# start of Data provided

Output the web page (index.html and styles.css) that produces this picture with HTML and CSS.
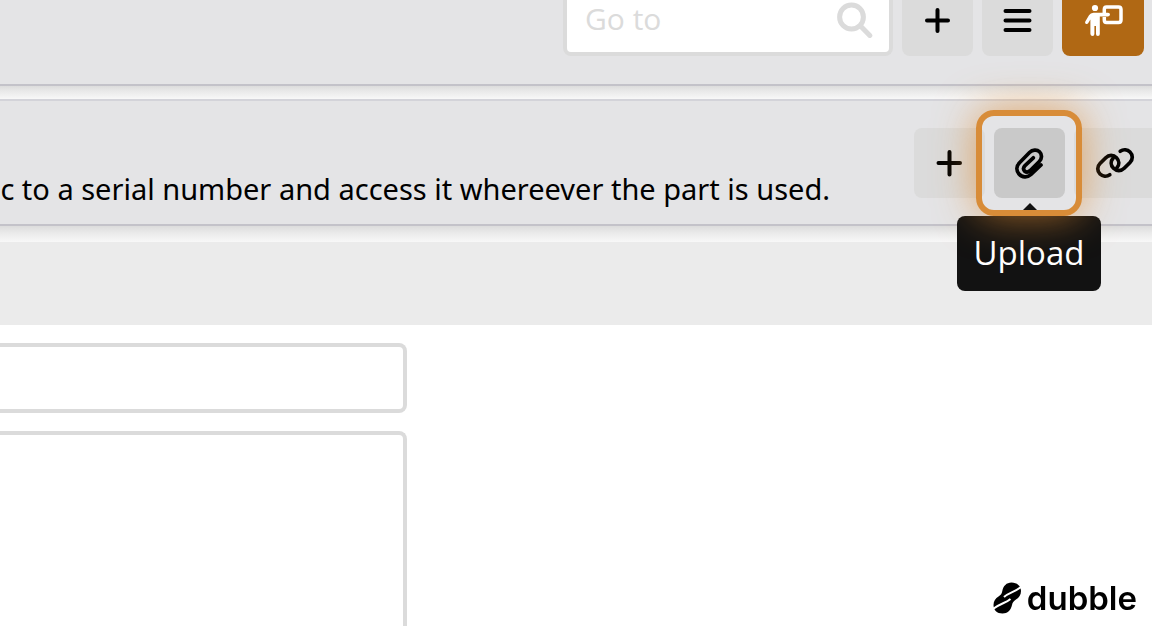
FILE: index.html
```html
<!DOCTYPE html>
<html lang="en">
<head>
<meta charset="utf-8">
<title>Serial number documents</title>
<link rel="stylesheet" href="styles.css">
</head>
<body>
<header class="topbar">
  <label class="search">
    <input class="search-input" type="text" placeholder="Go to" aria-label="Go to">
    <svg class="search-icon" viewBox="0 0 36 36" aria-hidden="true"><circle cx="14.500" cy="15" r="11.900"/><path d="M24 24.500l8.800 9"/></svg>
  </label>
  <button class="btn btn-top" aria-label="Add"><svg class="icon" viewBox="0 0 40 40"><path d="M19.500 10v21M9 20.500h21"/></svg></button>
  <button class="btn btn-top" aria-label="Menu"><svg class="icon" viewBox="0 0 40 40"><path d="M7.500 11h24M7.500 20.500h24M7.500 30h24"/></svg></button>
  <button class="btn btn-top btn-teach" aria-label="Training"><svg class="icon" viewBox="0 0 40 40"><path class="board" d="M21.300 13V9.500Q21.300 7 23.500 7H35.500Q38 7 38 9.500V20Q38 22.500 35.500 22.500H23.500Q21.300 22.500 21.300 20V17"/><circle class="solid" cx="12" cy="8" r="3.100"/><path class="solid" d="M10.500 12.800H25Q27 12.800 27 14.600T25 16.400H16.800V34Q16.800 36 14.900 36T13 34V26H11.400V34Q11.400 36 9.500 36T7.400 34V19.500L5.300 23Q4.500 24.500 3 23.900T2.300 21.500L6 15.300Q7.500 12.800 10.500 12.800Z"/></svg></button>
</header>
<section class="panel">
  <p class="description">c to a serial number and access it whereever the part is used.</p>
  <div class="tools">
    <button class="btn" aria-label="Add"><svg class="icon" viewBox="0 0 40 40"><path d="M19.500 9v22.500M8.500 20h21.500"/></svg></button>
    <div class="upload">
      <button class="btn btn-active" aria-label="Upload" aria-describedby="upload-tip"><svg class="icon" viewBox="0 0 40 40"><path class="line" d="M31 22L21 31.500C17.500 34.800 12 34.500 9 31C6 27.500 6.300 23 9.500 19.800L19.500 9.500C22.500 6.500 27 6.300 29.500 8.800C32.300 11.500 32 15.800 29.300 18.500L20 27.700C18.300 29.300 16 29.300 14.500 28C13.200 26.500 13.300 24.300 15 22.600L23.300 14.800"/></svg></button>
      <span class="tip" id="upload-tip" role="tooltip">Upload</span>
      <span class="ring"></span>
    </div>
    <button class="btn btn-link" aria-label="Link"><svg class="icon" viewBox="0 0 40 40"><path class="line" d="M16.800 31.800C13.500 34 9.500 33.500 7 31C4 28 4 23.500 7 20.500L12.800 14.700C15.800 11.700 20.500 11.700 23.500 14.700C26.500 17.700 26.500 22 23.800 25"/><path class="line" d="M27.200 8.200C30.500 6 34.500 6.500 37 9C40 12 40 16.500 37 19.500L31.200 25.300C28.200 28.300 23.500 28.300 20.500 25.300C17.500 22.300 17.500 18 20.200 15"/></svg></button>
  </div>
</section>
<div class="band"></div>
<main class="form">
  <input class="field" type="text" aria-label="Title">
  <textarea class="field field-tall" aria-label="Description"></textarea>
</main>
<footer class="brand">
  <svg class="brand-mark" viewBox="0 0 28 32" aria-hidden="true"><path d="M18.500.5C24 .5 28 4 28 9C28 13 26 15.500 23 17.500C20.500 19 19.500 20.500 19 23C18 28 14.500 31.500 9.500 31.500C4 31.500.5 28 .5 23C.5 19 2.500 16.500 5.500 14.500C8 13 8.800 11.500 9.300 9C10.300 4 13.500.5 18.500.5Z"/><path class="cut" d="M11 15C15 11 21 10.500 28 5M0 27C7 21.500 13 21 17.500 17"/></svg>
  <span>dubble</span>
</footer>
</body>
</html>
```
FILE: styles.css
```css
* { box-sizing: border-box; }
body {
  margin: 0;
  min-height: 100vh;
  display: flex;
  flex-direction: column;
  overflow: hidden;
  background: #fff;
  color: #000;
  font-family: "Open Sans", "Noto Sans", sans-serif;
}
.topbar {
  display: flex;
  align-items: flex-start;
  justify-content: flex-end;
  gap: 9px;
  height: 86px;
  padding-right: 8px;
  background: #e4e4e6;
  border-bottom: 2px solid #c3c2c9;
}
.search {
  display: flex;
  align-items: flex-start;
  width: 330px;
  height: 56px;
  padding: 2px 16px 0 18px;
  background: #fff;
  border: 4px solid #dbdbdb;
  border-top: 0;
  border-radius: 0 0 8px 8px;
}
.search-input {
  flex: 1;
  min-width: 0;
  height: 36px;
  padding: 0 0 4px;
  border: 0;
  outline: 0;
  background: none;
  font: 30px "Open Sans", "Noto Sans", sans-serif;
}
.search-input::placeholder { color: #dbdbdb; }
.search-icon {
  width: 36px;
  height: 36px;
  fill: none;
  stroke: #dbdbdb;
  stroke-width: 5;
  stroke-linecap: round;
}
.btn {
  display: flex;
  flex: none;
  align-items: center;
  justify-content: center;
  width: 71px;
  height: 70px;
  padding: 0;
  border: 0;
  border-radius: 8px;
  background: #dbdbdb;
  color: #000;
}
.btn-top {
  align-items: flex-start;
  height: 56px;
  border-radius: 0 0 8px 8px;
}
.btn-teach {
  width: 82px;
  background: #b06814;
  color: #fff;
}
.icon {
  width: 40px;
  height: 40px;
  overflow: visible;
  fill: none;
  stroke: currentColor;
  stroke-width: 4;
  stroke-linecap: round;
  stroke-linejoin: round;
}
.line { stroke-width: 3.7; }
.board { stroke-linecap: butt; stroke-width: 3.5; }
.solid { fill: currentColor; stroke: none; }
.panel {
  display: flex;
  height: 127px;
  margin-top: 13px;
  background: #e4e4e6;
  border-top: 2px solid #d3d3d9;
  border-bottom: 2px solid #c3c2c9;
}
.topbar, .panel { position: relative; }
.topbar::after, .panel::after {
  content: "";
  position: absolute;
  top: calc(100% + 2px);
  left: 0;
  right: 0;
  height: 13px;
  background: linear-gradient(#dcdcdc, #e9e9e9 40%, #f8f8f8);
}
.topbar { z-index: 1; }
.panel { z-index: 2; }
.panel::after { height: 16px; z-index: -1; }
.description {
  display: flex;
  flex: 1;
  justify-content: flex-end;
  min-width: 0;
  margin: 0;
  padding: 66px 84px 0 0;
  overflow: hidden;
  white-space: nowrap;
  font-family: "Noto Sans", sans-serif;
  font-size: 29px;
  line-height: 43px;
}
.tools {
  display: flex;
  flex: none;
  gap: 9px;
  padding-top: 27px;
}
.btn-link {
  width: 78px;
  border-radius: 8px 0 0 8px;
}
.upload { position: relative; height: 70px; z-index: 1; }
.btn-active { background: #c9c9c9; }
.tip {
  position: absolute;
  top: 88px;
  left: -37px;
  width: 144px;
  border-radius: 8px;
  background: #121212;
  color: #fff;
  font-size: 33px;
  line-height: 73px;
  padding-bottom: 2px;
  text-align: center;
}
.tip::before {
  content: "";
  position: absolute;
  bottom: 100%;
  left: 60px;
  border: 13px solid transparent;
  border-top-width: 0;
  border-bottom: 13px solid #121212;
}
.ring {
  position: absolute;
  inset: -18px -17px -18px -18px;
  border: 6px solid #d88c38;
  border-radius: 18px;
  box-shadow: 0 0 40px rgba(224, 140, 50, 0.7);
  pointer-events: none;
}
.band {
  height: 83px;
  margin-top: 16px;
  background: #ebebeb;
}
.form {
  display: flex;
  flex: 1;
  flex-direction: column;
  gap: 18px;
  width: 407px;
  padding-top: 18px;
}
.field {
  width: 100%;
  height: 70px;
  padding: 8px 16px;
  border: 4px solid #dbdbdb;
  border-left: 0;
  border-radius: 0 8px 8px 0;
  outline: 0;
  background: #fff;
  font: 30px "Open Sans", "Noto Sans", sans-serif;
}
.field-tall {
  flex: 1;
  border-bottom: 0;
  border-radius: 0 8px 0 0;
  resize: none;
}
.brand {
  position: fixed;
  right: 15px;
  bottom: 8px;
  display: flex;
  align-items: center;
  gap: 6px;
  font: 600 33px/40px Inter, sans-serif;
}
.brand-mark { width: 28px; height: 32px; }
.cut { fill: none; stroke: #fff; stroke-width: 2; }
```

# end of Data provided
# start of Data provided

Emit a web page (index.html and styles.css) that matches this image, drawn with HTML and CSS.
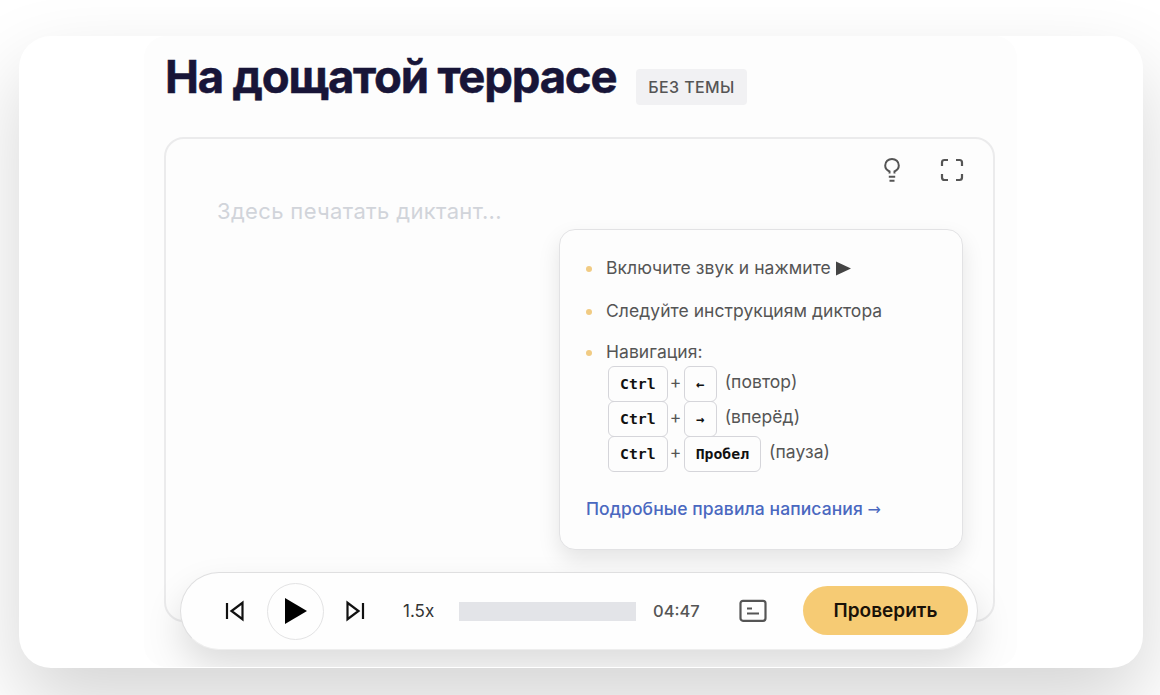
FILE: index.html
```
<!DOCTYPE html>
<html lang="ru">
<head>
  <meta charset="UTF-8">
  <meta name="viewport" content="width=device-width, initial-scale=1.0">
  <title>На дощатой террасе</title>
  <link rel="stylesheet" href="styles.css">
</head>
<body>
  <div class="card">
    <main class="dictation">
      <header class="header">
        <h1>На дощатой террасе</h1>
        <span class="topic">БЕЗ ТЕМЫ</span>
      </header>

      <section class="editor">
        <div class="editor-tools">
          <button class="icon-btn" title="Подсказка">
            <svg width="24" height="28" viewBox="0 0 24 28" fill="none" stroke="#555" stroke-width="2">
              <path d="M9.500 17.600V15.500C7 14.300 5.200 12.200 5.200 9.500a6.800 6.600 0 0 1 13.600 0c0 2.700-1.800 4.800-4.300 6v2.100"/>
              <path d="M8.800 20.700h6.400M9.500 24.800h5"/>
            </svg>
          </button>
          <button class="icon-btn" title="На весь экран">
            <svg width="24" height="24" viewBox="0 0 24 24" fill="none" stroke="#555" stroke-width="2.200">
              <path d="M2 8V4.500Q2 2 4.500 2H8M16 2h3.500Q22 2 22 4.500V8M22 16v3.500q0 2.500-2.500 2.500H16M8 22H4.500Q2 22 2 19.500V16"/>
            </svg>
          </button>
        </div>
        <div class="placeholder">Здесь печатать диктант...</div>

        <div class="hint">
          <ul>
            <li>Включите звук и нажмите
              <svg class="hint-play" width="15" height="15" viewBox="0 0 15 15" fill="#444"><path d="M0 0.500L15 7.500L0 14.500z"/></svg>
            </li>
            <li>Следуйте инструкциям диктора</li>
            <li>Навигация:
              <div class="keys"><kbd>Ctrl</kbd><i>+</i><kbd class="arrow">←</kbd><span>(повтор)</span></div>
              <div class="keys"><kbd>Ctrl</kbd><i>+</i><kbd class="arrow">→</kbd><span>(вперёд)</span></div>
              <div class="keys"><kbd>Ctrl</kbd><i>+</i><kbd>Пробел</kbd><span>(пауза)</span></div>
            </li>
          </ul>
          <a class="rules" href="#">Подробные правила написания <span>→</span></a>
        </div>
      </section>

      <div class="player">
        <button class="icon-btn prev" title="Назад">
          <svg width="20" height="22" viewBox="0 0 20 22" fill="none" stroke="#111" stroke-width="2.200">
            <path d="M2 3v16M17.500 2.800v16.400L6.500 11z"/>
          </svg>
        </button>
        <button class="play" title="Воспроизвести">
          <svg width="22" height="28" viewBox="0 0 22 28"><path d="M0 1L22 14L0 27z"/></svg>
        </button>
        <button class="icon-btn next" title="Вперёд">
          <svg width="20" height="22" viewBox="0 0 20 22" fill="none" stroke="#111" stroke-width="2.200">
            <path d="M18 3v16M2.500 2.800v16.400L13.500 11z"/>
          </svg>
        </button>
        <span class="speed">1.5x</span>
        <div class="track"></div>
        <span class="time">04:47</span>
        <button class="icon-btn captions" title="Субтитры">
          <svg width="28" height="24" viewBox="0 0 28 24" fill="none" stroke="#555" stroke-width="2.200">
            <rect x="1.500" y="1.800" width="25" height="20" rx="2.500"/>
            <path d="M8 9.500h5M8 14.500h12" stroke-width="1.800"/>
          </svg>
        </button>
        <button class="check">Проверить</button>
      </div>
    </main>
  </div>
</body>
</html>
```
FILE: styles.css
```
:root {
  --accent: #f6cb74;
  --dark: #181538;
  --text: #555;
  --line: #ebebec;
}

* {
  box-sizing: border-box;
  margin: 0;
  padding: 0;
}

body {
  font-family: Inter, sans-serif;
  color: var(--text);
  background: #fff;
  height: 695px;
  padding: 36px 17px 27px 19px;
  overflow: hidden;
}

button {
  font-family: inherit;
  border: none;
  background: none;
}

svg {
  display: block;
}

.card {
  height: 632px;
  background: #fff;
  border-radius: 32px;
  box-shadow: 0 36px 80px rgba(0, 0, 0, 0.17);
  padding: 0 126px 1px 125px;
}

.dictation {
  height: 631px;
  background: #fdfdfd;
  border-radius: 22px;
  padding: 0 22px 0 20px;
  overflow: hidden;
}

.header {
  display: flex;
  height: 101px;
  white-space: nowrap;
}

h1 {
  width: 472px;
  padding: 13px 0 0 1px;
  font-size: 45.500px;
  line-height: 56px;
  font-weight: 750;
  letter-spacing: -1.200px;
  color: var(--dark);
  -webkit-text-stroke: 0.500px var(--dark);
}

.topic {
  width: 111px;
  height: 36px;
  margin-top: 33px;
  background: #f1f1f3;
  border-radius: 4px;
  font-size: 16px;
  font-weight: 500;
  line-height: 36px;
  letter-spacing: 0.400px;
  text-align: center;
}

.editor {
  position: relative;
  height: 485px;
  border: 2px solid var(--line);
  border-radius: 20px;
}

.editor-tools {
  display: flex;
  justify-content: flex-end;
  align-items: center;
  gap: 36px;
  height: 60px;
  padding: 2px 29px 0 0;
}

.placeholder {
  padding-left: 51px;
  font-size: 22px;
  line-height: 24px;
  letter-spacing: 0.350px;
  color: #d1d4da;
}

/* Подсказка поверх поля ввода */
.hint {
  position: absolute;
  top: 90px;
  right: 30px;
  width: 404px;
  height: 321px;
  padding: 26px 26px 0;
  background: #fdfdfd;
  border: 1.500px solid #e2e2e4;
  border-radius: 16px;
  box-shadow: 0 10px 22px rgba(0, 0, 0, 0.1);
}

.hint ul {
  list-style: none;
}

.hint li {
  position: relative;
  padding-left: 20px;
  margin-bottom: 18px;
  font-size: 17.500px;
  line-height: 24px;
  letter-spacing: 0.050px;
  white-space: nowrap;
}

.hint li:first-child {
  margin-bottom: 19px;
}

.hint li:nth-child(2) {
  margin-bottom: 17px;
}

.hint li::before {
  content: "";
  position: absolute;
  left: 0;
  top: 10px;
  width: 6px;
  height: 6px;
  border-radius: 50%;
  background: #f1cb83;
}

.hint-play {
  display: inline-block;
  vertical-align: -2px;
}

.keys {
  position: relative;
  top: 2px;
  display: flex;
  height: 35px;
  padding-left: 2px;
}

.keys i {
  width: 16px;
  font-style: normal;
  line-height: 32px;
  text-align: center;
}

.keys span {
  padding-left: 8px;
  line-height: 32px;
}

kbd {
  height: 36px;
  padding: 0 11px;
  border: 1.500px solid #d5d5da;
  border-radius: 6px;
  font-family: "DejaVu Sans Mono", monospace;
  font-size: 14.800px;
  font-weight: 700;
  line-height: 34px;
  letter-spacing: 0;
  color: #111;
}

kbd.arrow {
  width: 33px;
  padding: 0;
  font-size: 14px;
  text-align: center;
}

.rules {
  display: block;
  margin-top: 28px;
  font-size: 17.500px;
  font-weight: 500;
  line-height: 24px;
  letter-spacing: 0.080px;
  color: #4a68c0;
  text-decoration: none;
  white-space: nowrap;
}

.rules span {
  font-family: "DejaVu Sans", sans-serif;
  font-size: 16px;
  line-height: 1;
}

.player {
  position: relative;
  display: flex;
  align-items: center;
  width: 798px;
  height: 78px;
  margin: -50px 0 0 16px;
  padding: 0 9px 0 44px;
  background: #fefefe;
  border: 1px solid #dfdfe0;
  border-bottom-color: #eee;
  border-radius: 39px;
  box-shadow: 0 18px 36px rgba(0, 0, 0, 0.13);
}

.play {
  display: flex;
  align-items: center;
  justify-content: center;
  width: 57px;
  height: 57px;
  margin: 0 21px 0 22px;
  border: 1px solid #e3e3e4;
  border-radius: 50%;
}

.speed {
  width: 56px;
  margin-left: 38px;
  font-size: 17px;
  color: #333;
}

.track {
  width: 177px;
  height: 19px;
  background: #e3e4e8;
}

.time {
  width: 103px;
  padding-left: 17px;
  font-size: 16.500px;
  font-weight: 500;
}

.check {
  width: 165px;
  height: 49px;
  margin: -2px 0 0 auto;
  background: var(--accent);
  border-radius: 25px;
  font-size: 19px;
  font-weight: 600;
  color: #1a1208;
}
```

# end of Data provided

* [Your objective] Lines containing the word "page" must all be returned from the material above.

* [In response]
Output the web page (index.html and styles.css) that produces this picture with HTML and CSS.
Emit a web page (index.html and styles.css) that matches this image, drawn with HTML and CSS.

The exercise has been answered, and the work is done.